Discussion – Debt Obligations

Enterprises enter into debt as a means of raising working capital or capital expenditure. During establishment, start-ups seek debt as a means of financing the business. Also, in the course of operation, companies require capital expenditure, such as when purchasing plants and equipment. Such investments call for long-term debt. On the other hand, short-term debts such as bank overdrafts and trade credit are required for the daily operation of a business. Companies can enter into debt through bonds, mortgages, or long-term loans. Bonds refer to instruments issued by the firm at a pre-stated rate (premium) and have a maturity date. Mortgage refers to asset acquisition undertaken through credit. Long-term loans refer to credit offered by a bank to be paid over a significant period at a pre-determined interest rate depending on the debt covenant  (Sokolyk, Cole &, 2018). Debt management is essential in reducing the expenses associated with borrowing.

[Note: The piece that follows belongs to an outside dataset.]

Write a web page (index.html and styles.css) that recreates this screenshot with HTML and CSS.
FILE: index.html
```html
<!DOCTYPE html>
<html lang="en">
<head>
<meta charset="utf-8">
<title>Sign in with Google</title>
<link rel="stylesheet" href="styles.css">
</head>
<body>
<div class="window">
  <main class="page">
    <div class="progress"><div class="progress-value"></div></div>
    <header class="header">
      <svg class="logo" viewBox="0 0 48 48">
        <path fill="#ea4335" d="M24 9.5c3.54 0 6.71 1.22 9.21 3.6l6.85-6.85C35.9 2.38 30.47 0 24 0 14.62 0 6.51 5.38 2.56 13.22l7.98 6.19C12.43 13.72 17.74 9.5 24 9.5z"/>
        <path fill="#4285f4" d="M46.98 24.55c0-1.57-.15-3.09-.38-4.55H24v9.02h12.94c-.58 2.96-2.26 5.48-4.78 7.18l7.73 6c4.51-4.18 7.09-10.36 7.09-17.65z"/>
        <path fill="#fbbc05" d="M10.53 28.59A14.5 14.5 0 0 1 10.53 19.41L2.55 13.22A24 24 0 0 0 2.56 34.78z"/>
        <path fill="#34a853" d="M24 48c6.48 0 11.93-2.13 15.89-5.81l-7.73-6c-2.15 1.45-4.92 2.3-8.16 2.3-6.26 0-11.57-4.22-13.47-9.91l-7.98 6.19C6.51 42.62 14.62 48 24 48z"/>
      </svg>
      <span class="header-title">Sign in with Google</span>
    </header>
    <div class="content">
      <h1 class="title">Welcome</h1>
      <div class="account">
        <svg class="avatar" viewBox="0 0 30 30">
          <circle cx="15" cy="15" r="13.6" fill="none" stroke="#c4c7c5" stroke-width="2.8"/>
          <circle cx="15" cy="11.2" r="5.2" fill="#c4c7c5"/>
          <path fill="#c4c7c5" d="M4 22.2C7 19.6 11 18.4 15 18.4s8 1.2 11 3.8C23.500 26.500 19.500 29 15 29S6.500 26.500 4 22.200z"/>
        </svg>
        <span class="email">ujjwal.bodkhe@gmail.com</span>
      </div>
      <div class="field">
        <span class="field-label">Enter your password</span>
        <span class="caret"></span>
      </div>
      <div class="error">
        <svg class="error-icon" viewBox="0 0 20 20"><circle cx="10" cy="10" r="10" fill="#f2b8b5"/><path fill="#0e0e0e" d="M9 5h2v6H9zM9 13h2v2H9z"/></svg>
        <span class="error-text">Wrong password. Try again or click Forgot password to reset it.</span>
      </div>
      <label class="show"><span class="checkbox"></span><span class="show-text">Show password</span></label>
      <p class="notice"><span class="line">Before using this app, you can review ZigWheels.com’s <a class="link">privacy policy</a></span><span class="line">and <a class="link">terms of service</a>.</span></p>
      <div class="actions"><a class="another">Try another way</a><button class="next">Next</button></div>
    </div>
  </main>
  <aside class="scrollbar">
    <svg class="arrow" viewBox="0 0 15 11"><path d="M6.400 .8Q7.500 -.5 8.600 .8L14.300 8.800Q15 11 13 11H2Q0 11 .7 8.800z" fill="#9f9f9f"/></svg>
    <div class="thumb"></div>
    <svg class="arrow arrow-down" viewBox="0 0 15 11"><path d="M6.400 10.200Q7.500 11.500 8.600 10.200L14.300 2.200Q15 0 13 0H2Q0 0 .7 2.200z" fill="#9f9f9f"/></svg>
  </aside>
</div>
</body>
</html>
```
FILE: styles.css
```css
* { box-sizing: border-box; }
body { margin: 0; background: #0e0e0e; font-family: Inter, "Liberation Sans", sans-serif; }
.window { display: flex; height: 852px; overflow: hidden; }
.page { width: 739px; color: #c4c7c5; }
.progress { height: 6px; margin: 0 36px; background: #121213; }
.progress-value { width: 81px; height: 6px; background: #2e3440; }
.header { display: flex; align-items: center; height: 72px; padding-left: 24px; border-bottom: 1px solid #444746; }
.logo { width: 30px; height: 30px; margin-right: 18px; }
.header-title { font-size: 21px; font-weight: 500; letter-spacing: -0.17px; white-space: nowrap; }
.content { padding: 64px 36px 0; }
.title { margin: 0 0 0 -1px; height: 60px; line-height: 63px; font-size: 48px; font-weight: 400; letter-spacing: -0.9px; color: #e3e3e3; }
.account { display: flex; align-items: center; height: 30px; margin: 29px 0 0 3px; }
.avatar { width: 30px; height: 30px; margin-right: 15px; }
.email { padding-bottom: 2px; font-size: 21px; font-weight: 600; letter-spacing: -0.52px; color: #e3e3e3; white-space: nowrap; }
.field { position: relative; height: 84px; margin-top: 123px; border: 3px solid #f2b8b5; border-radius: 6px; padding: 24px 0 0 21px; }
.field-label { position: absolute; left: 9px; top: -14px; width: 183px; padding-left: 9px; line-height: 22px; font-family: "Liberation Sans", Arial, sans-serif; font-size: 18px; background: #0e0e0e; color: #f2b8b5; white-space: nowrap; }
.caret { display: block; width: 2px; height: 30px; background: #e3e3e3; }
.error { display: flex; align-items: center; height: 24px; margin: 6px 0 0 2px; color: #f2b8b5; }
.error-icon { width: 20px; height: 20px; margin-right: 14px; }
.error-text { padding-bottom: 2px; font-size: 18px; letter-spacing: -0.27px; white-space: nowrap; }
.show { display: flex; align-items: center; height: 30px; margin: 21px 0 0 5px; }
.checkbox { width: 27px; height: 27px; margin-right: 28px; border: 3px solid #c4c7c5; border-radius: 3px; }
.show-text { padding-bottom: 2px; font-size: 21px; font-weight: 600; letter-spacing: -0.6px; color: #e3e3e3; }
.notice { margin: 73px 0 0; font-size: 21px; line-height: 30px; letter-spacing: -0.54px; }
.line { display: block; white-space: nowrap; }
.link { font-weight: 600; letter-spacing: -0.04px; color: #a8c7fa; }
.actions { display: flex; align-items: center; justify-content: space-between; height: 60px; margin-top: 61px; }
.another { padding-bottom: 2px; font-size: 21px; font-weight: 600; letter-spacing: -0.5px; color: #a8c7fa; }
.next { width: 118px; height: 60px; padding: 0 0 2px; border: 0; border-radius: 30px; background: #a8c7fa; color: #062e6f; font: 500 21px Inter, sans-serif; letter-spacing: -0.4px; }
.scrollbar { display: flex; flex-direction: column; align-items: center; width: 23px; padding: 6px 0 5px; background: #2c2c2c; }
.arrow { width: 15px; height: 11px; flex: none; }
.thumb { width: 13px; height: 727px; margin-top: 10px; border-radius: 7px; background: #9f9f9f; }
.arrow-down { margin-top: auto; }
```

An increase in debts results in an increase in the financing activities section. On the other hand, the operating activities section declines since more cash is channeled into paying the debt interest. However, debt is pivotal in business operations, as it composes a significant part of the capital structure. This renders debt obligations necessary in a business. However, debt should be effectively managed to ensure it enhances the firm’s profitability. For instance, ensuring that debts are paid on time is vital to avoid interest accumulation. The Bible advises practicing shrewdness when managing a business, which is a lesson business managers should emulate. Also, the Bible advocates integrity and honesty in all matters related to finance. Business managers should emulate these virtues by ensuring that financial statements reflect a true and fair view of the business position. Managers should not attempt to conceal the amount of debt owed by the firm.

References

Cole, R. A., & Sokolyk, T. (2018). Debt financing, survival, and growth of start-up firms. Journal of Corporate Finance, 50, 609-625.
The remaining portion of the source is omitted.